# Stated exercise
Skip all pictures. Write out the data below from its first line through the line that contains "const filters = ['Ownership".

# Collected data
================================

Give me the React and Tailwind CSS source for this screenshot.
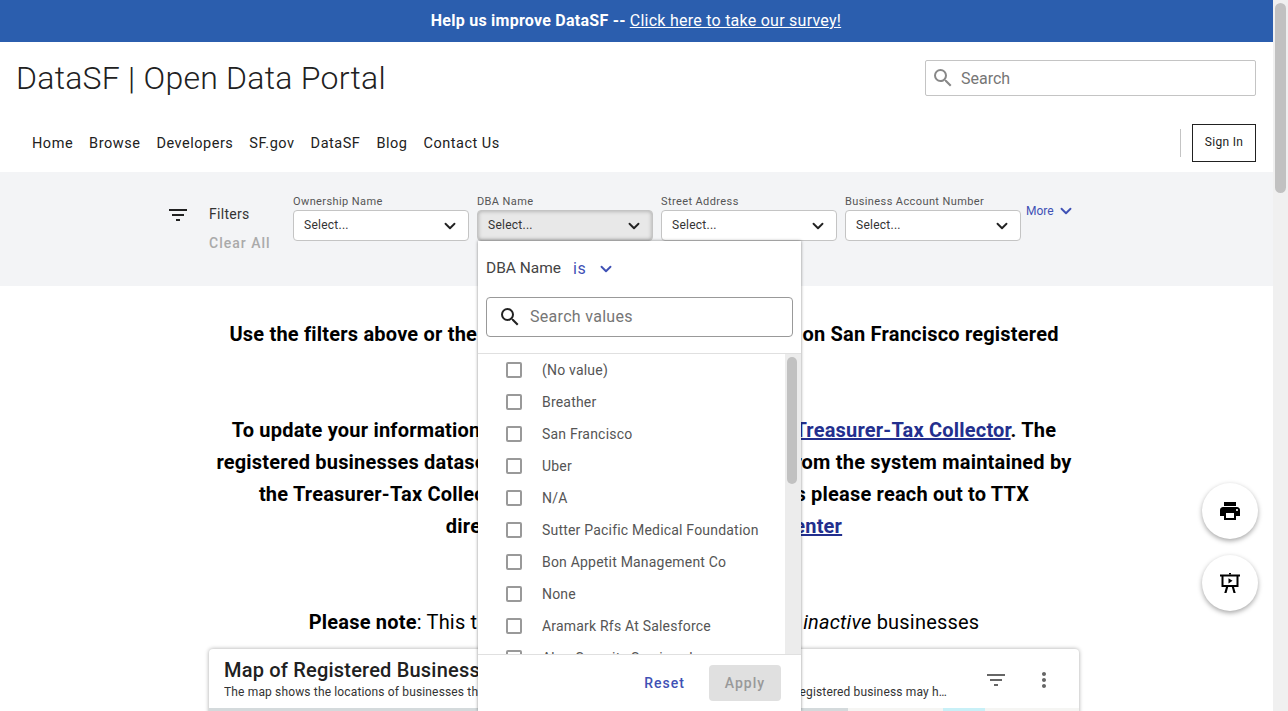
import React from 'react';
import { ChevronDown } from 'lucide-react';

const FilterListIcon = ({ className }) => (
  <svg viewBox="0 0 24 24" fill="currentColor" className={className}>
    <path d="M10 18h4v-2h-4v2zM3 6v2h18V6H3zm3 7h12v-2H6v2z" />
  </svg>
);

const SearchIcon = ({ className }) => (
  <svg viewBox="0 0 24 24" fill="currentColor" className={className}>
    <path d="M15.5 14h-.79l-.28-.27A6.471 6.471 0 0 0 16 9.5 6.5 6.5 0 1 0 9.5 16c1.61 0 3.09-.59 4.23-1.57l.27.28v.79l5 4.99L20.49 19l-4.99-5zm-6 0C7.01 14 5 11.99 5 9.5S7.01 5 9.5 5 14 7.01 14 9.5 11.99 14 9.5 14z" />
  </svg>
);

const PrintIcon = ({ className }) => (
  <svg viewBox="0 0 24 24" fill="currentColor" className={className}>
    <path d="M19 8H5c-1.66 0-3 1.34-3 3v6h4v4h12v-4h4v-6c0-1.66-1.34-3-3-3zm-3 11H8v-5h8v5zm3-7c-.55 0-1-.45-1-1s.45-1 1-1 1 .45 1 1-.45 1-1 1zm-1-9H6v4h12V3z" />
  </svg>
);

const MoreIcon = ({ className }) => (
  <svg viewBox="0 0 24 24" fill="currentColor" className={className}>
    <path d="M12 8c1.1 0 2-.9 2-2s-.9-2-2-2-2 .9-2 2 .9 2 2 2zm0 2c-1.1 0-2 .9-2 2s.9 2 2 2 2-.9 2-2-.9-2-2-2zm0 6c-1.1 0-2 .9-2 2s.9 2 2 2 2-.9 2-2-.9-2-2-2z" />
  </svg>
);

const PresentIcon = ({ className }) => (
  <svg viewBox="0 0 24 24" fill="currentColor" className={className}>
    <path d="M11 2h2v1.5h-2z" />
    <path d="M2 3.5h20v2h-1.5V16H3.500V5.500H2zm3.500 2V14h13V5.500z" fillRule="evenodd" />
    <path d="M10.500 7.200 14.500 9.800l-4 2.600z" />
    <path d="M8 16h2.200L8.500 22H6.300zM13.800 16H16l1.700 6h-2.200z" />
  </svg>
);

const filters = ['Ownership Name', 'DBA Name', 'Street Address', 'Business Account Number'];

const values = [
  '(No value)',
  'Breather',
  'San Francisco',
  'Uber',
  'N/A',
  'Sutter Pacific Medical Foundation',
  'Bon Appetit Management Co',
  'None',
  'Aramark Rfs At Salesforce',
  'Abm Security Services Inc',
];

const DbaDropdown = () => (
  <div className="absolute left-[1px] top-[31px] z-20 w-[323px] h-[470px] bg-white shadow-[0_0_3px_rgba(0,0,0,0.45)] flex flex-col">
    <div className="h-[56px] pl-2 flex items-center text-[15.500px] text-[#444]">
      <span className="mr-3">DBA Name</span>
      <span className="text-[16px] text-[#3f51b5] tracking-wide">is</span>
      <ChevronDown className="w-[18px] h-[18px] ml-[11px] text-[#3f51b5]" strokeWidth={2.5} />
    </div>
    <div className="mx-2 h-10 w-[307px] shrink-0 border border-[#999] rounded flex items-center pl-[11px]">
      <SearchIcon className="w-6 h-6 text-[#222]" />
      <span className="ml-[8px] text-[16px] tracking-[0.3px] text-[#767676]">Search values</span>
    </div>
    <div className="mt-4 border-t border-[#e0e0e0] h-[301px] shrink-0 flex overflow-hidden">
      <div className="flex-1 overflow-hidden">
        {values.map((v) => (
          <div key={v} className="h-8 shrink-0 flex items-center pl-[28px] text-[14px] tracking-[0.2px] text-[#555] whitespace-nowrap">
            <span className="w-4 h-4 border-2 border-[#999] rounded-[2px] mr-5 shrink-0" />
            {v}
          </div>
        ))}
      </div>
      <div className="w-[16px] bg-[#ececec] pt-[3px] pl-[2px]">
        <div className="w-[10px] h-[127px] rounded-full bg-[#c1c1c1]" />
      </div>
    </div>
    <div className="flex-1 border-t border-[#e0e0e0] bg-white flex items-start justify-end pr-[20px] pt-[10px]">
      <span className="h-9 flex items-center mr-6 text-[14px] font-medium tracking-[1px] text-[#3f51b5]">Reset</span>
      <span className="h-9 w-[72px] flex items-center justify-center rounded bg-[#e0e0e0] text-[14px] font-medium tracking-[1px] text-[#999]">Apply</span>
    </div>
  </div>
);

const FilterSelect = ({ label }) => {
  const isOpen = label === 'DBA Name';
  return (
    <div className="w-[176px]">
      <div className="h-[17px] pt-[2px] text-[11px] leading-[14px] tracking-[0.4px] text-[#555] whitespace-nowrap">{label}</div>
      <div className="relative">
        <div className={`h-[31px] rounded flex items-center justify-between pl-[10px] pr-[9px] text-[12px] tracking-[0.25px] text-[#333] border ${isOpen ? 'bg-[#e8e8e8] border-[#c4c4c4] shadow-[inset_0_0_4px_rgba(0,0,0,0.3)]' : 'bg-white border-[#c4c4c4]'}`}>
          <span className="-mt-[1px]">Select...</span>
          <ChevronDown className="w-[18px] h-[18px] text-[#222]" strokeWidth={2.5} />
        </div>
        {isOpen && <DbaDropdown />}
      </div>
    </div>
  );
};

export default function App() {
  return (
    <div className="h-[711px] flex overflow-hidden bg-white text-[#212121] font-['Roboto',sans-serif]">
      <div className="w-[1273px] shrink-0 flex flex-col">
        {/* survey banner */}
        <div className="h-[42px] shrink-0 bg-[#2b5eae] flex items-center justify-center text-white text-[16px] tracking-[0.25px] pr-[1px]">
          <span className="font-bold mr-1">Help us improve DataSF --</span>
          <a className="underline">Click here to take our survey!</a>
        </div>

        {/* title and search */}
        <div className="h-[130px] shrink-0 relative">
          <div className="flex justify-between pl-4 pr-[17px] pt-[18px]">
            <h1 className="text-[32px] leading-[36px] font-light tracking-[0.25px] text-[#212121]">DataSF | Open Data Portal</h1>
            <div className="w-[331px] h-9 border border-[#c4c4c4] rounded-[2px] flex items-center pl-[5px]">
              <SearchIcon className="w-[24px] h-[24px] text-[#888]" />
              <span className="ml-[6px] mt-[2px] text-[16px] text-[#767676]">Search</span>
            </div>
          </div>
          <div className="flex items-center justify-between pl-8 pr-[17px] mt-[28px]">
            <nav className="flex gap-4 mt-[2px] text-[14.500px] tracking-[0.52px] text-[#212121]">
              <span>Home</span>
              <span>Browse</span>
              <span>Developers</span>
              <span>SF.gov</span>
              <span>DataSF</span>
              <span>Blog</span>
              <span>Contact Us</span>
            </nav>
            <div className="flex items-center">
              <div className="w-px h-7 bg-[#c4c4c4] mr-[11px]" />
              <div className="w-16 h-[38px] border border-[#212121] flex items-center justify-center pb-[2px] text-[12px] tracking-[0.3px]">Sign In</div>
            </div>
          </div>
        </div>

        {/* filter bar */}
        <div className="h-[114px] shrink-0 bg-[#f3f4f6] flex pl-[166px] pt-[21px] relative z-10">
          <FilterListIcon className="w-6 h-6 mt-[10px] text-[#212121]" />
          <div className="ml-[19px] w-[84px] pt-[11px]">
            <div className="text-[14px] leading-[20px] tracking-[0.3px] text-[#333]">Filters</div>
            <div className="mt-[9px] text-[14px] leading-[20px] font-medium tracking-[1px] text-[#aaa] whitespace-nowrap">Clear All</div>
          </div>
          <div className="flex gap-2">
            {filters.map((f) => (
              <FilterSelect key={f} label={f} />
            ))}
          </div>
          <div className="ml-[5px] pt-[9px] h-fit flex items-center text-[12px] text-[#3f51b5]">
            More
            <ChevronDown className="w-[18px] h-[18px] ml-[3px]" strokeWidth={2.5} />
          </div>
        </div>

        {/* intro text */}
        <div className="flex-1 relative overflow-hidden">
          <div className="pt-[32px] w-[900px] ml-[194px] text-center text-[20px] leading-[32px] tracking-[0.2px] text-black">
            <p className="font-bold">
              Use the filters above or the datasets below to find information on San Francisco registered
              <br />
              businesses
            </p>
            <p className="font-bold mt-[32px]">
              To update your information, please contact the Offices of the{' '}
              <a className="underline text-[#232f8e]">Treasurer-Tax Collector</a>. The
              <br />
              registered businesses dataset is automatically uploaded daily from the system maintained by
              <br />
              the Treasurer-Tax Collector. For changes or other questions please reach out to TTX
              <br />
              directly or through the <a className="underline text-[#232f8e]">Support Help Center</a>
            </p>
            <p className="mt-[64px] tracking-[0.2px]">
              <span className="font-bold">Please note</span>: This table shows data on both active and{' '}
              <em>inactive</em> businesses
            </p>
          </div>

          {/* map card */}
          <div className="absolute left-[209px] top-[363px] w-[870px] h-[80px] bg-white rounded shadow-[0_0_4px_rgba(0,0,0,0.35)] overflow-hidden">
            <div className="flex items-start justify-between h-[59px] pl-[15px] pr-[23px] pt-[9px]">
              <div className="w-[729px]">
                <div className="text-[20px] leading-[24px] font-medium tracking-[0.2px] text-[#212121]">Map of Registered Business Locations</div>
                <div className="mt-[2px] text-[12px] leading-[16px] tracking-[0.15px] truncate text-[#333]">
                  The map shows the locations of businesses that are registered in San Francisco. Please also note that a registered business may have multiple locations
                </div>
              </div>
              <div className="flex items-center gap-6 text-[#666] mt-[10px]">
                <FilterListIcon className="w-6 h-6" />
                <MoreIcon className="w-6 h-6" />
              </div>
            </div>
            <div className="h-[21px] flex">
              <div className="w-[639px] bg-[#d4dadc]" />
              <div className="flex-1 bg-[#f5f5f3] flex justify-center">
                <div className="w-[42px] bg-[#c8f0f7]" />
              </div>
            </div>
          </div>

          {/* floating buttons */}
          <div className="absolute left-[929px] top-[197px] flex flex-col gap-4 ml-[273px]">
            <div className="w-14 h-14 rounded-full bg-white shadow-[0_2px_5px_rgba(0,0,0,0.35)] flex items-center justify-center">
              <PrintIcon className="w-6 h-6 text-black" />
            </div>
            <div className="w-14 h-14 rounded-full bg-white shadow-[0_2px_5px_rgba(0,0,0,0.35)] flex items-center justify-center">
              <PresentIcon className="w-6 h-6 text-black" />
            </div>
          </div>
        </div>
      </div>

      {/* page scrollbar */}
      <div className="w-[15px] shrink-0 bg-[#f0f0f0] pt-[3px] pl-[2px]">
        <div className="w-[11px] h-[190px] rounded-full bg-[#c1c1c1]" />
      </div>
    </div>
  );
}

================================

# Final result
Give me the React and Tailwind CSS source for this screenshot.
import React from 'react';
import { ChevronDown } from 'lucide-react';

const FilterListIcon = ({ className }) => (
  <svg viewBox="0 0 24 24" fill="currentColor" className={className}>
    <path d="M10 18h4v-2h-4v2zM3 6v2h18V6H3zm3 7h12v-2H6v2z" />
  </svg>
);

const SearchIcon = ({ className }) => (
  <svg viewBox="0 0 24 24" fill="currentColor" className={className}>
    <path d="M15.5 14h-.79l-.28-.27A6.471 6.471 0 0 0 16 9.5 6.5 6.5 0 1 0 9.5 16c1.61 0 3.09-.59 4.23-1.57l.27.28v.79l5 4.99L20.49 19l-4.99-5zm-6 0C7.01 14 5 11.99 5 9.5S7.01 5 9.5 5 14 7.01 14 9.5 11.99 14 9.5 14z" />
  </svg>
);

const PrintIcon = ({ className }) => (
  <svg viewBox="0 0 24 24" fill="currentColor" className={className}>
    <path d="M19 8H5c-1.66 0-3 1.34-3 3v6h4v4h12v-4h4v-6c0-1.66-1.34-3-3-3zm-3 11H8v-5h8v5zm3-7c-.55 0-1-.45-1-1s.45-1 1-1 1 .45 1 1-.45 1-1 1zm-1-9H6v4h12V3z" />
  </svg>
);

const MoreIcon = ({ className }) => (
  <svg viewBox="0 0 24 24" fill="currentColor" className={className}>
    <path d="M12 8c1.1 0 2-.9 2-2s-.9-2-2-2-2 .9-2 2 .9 2 2 2zm0 2c-1.1 0-2 .9-2 2s.9 2 2 2 2-.9 2-2-.9-2-2-2zm0 6c-1.1 0-2 .9-2 2s.9 2 2 2 2-.9 2-2-.9-2-2-2z" />
  </svg>
);

const PresentIcon = ({ className }) => (
  <svg viewBox="0 0 24 24" fill="currentColor" className={className}>
    <path d="M11 2h2v1.5h-2z" />
    <path d="M2 3.5h20v2h-1.5V16H3.500V5.500H2zm3.500 2V14h13V5.500z" fillRule="evenodd" />
    <path d="M10.500 7.200 14.500 9.800l-4 2.600z" />
    <path d="M8 16h2.200L8.500 22H6.300zM13.800 16H16l1.700 6h-2.200z" />
  </svg>
);

const filters = ['Ownership Name', 'DBA Name', 'Street Address', 'Business Account Number'];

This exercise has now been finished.